## Supplied information
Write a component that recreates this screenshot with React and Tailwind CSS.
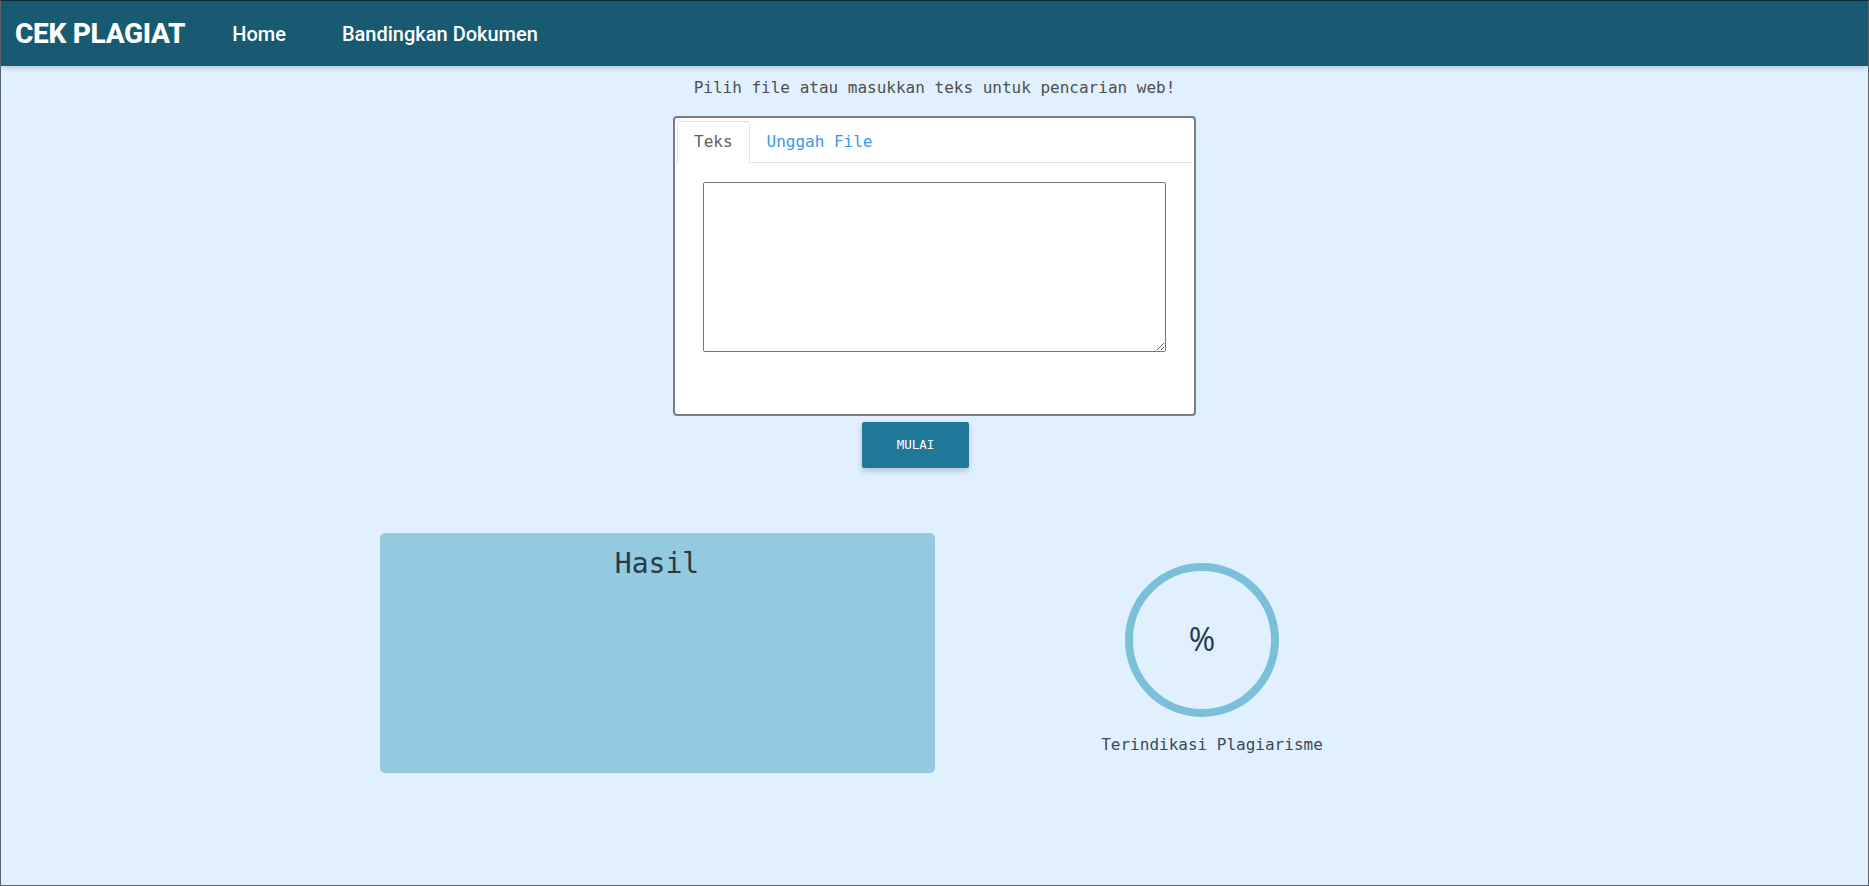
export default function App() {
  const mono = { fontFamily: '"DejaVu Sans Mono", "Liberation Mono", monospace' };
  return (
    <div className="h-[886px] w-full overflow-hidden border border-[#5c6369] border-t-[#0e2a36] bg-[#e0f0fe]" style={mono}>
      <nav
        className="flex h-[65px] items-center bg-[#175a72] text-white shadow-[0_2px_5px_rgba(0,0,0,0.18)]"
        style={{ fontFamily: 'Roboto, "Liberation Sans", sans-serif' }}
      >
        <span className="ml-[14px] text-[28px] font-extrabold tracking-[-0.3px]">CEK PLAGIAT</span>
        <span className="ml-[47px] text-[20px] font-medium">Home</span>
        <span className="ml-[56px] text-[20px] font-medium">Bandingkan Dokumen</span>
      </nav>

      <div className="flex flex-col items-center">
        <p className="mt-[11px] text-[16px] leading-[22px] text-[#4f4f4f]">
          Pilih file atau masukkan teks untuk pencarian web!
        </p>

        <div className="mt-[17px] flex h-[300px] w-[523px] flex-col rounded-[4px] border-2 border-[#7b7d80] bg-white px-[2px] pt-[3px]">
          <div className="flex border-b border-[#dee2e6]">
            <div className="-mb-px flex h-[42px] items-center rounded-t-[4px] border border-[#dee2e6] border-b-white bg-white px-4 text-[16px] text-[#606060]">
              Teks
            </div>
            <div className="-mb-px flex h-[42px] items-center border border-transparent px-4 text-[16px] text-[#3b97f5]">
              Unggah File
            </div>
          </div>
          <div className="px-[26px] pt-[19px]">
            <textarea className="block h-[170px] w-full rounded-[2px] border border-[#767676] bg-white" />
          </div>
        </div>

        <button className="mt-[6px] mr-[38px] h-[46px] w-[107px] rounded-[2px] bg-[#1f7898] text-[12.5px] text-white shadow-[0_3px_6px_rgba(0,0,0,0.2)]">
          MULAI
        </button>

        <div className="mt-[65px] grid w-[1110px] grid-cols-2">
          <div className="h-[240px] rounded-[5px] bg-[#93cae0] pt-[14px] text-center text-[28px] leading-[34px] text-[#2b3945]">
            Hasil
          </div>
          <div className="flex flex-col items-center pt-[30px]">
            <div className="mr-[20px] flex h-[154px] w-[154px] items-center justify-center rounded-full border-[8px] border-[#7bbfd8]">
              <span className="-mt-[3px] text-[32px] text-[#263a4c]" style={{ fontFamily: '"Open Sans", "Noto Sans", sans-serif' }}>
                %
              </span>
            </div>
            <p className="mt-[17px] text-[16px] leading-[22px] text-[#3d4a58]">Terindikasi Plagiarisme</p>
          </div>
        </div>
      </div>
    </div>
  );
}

## To be done
Transcribe the full listing above exactly, with the images removed.

## Answer below
Write a component that recreates this screenshot with React and Tailwind CSS.
export default function App() {
  const mono = { fontFamily: '"DejaVu Sans Mono", "Liberation Mono", monospace' };
  return (
    <div className="h-[886px] w-full overflow-hidden border border-[#5c6369] border-t-[#0e2a36] bg-[#e0f0fe]" style={mono}>
      <nav
        className="flex h-[65px] items-center bg-[#175a72] text-white shadow-[0_2px_5px_rgba(0,0,0,0.18)]"
        style={{ fontFamily: 'Roboto, "Liberation Sans", sans-serif' }}
      >
        <span className="ml-[14px] text-[28px] font-extrabold tracking-[-0.3px]">CEK PLAGIAT</span>
        <span className="ml-[47px] text-[20px] font-medium">Home</span>
        <span className="ml-[56px] text-[20px] font-medium">Bandingkan Dokumen</span>
      </nav>

      <div className="flex flex-col items-center">
        <p className="mt-[11px] text-[16px] leading-[22px] text-[#4f4f4f]">
          Pilih file atau masukkan teks untuk pencarian web!
        </p>

        <div className="mt-[17px] flex h-[300px] w-[523px] flex-col rounded-[4px] border-2 border-[#7b7d80] bg-white px-[2px] pt-[3px]">
          <div className="flex border-b border-[#dee2e6]">
            <div className="-mb-px flex h-[42px] items-center rounded-t-[4px] border border-[#dee2e6] border-b-white bg-white px-4 text-[16px] text-[#606060]">
              Teks
            </div>
            <div className="-mb-px flex h-[42px] items-center border border-transparent px-4 text-[16px] text-[#3b97f5]">
              Unggah File
            </div>
          </div>
          <div className="px-[26px] pt-[19px]">
            <textarea className="block h-[170px] w-full rounded-[2px] border border-[#767676] bg-white" />
          </div>
        </div>

        <button className="mt-[6px] mr-[38px] h-[46px] w-[107px] rounded-[2px] bg-[#1f7898] text-[12.5px] text-white shadow-[0_3px_6px_rgba(0,0,0,0.2)]">
          MULAI
        </button>

        <div className="mt-[65px] grid w-[1110px] grid-cols-2">
          <div className="h-[240px] rounded-[5px] bg-[#93cae0] pt-[14px] text-center text-[28px] leading-[34px] text-[#2b3945]">
            Hasil
          </div>
          <div className="flex flex-col items-center pt-[30px]">
            <div className="mr-[20px] flex h-[154px] w-[154px] items-center justify-center rounded-full border-[8px] border-[#7bbfd8]">
              <span className="-mt-[3px] text-[32px] text-[#263a4c]" style={{ fontFamily: '"Open Sans", "Noto Sans", sans-serif' }}>
                %
              </span>
            </div>
            <p className="mt-[17px] text-[16px] leading-[22px] text-[#3d4a58]">Terindikasi Plagiarisme</p>
          </div>
        </div>
      </div>
    </div>
  );
}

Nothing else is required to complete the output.